Perhaps someone would have sparked the Vols’ comeback, but on this night, it was Miller’s turn. And the lift he provided — 10 points, seven rebounds, including five on the offensive glass, and a blocked shot in 16 minutes — helped lead to a 73-60 win.
If Kennedy and his staff had dug a little deeper, they might, might, have seen something to alert them that Miller was capable of that kind of production. In the Vols’ second game of the season, against ULM, he provided seven points and six boards in 15 minutes. Against Memphis in the Maui Invitational, he went for eight points and four rebounds in 18 minutes. In a loss at College of Charleston, he piled up 13 points and seven rebounds in the first half.
Oddly, it was after that outburst that Miller began to slowly sink to the nether regions of the bench — six minutes against UNC Asheville, three against East Tennessee State, four against The Citadel. And then came the DNPs. In the 15 games before Wednesday night, Miller didn’t play in 10 of them.
“Honestly, (that stretch of not playing) was one of the tougher things I’ve had to go through in my life,” Miller said. “You play the game because you love it, and you don’t want to sit out. Especially when your team loses. You don’t want to sit there and think to yourself, was there something I could do to help us win?”
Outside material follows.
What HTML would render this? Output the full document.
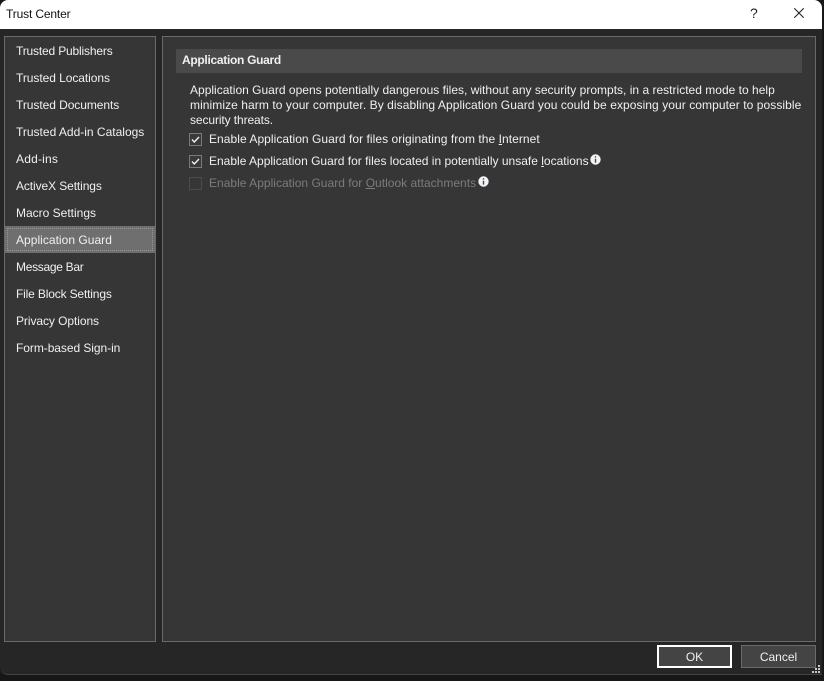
<!DOCTYPE html>
<html>
<head>
<meta charset="utf-8">
<style>
html,body{margin:0;padding:0;width:824px;height:681px;overflow:hidden;background:#171717;}
*{box-sizing:border-box;}
body{position:relative;font-family:"Liberation Sans",sans-serif;font-size:12px;color:#f0f0f0;}
.a{position:absolute;white-space:nowrap;}
.win{position:absolute;left:0;top:0;width:822px;height:675px;background:#262626;border-bottom:1px solid #444;border-radius:8px 8px 0 8px;overflow:hidden;}
.title{position:absolute;left:0;top:0;width:100%;height:29px;background:#fff;}
.panel{position:absolute;background:#363636;border:1px solid #6a6a6a;}
.nav{line-height:16px;}
.t{line-height:15px;}
.cb{position:absolute;width:13px;height:13px;border:1px solid #7a7a7a;background:#3a3a3a;}
u{text-underline-offset:1px;}
</style>
</head>
<body>
<div class="win">
  <div class="title"></div>
  <div class="a" style="left:6px;top:6px;color:#111;line-height:16px;letter-spacing:-.15px;">Trust Center</div>
  <div class="a" style="left:750px;top:5px;color:#222;font-size:14px;line-height:16px;">?</div>
  <svg class="a" style="left:794px;top:8px" width="10" height="10" viewBox="0 0 10 10"><path d="M.3.3 9.7 9.7M9.7.3.3 9.7" stroke="#222" stroke-width="1.1" fill="none"/></svg>

  <div class="panel" style="left:4px;top:36px;width:152px;height:606px;"></div>
  <div class="panel" style="left:162px;top:36px;width:654px;height:606px;"></div>

  <div class="a" style="left:5px;top:226px;width:150px;height:27px;background:#6f6f6f;"></div>
  <div class="a" style="left:7px;top:228px;width:146px;height:23px;border:1px dotted #949494;"></div>

  <div class="a nav" style="left:16px;top:43px;letter-spacing:-.17px;">Trusted Publishers</div>
  <div class="a nav" style="left:16px;top:70px;letter-spacing:-.06px;">Trusted Locations</div>
  <div class="a nav" style="left:16px;top:97px;letter-spacing:-.06px;">Trusted Documents</div>
  <div class="a nav" style="left:16px;top:124px;">Trusted Add-in Catalogs</div>
  <div class="a nav" style="left:16px;top:151px;letter-spacing:.2px;">Add-ins</div>
  <div class="a nav" style="left:16px;top:178px;letter-spacing:-.1px;">ActiveX Settings</div>
  <div class="a nav" style="left:16px;top:205px;">Macro Settings</div>
  <div class="a nav" style="left:16px;top:232px;letter-spacing:.03px;">Application Guard</div>
  <div class="a nav" style="left:16px;top:259px;letter-spacing:-.3px;">Message Bar</div>
  <div class="a nav" style="left:16px;top:286px;letter-spacing:-.16px;">File Block Settings</div>
  <div class="a nav" style="left:16px;top:313px;letter-spacing:-.07px;">Privacy Options</div>
  <div class="a nav" style="left:16px;top:340px;letter-spacing:-.06px;">Form-based Sign-in</div>

  <div class="a" style="left:176px;top:49px;width:626px;height:24px;background:#4a4a4a;"></div>
  <div class="a" style="left:182px;top:52px;line-height:16px;font-weight:bold;letter-spacing:-.3px;">Application Guard</div>

  <div class="a t" style="left:190px;top:83px;letter-spacing:.01px;">Application Guard opens potentially dangerous files, without any security prompts, in a restricted mode to help</div>
  <div class="a t" style="left:190px;top:98px;letter-spacing:.07px;">minimize harm to your computer. By disabling Application Guard you could be exposing your computer to possible</div>
  <div class="a t" style="left:190px;top:113px;letter-spacing:-.1px;">security threats.</div>

  <div class="cb" style="left:189px;top:133px;"></div>
  <svg class="a" style="left:189px;top:133px" width="13" height="13" viewBox="0 0 13 13"><path d="M3 6.5 5.3 9 10 4" stroke="#f2f2f2" stroke-width="1.4" fill="none"/></svg>
  <div class="a t" style="left:209px;top:132px;letter-spacing:.05px;">Enable Application Guard for files originating from the <u>I</u>nternet</div>

  <div class="cb" style="left:189px;top:155px;"></div>
  <svg class="a" style="left:189px;top:155px" width="13" height="13" viewBox="0 0 13 13"><path d="M3 6.5 5.3 9 10 4" stroke="#f2f2f2" stroke-width="1.4" fill="none"/></svg>
  <div class="a t" style="left:209px;top:154px;">Enable Application Guard for files located in potentially unsafe <u>l</u>ocations</div>
  <svg class="a" style="left:590px;top:154px" width="11" height="11" viewBox="0 0 11 11"><circle cx="5.5" cy="5.5" r="5.2" fill="#f4f4f4"/><path d="M5.5 2.2v1.4M5.5 4.8V8.6" stroke="#2a4a80" stroke-width="1.4"/></svg>

  <div class="cb" style="left:189px;top:177px;border-color:#4c4c4c;background:#363636;"></div>
  <div class="a t" style="left:209px;top:176px;color:#7c7c7c;letter-spacing:.02px;">Enable Application Guard for <u>O</u>utlook attachments</div>
  <svg class="a" style="left:478px;top:176px" width="11" height="11" viewBox="0 0 11 11"><circle cx="5.5" cy="5.5" r="5.2" fill="#f4f4f4"/><path d="M5.5 2.2v1.4M5.5 4.8V8.6" stroke="#2a4a80" stroke-width="1.4"/></svg>

  <div class="a" style="left:657px;top:645px;width:75px;height:23px;border:2px solid #fff;background:#444;text-align:center;line-height:21px;">OK</div>
  <div class="a" style="left:741px;top:645px;width:75px;height:23px;border:1px solid #6a6a6a;background:#444;text-align:center;line-height:23px;">Cancel</div>

  <svg class="a" style="left:812px;top:665px" width="10" height="10" viewBox="0 0 10 10" fill="#c8c8c8"><rect x="6" y="0" width="2" height="2"/><rect x="3" y="3" width="2" height="2"/><rect x="6" y="3" width="2" height="2"/><rect x="0" y="6" width="2" height="2"/><rect x="3" y="6" width="2" height="2"/><rect x="6" y="6" width="2" height="2"/></svg>
</div>
</body>
</html>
There were reasons Miller couldn’t get off the bench. Once freshman Jarnell Stokes arrived early last month from Memphis, he gobbled up minutes that could have gone to Miller. Fellow bench denizen Renaldo Woolridge claimed a bit of PT here and there, as did freshman Yemi Makanjuola. And starter Jeronne Maymone, who has become one of the best players in the SEC, didn’t need a lot of rest.
But the biggest reason for Miller’s inability to get into the rotation?
“It was a case of him needing to continue to work to get better,” Martin said.
In Martin speak, that probably means Miller had to get better defensively.
“A lot of times you have to listen to subtle hints,” Miller said. “When you’re not playing, you’ve got to take a look at yourself, to examine yourself.”
Miller has some skills. He’s a good face-up shooter, a solid offensive rebounder and he can block shots. Despite his limited minutes, he’s led the Vols in blocks three times this season. But blocks aren’t necessarily a reliable indicator of good defensive play.
Once Miller proved to Martin he could defend, and after the suspension of former starting forward Kenny Hall, Miller got his chance.
“One thing I told Dwight is just stick with it and continue to work,” Martin said. “This (game) is just a result of being consistent and not giving up. I’m happy to see this for him.”
The media was happy to see it, too. Miller was the last of five Tennessee players to leave the postgame interview room. The native of the Bahamas is well spoken, a good quote who clearly spends a lot of time thinking about basketball. He even writes a blog on Tennessee's athletics department Web site.
“This was rewarding tonight,” Miller said. “But it’ll be more rewarding if I could stay consistent and continue to get minutes. One of the goals I have on my wall is I want to start in a Division I college basketball game at some point.
“That’s something I always wake up in the morning and try to work toward. That would make me very happy.”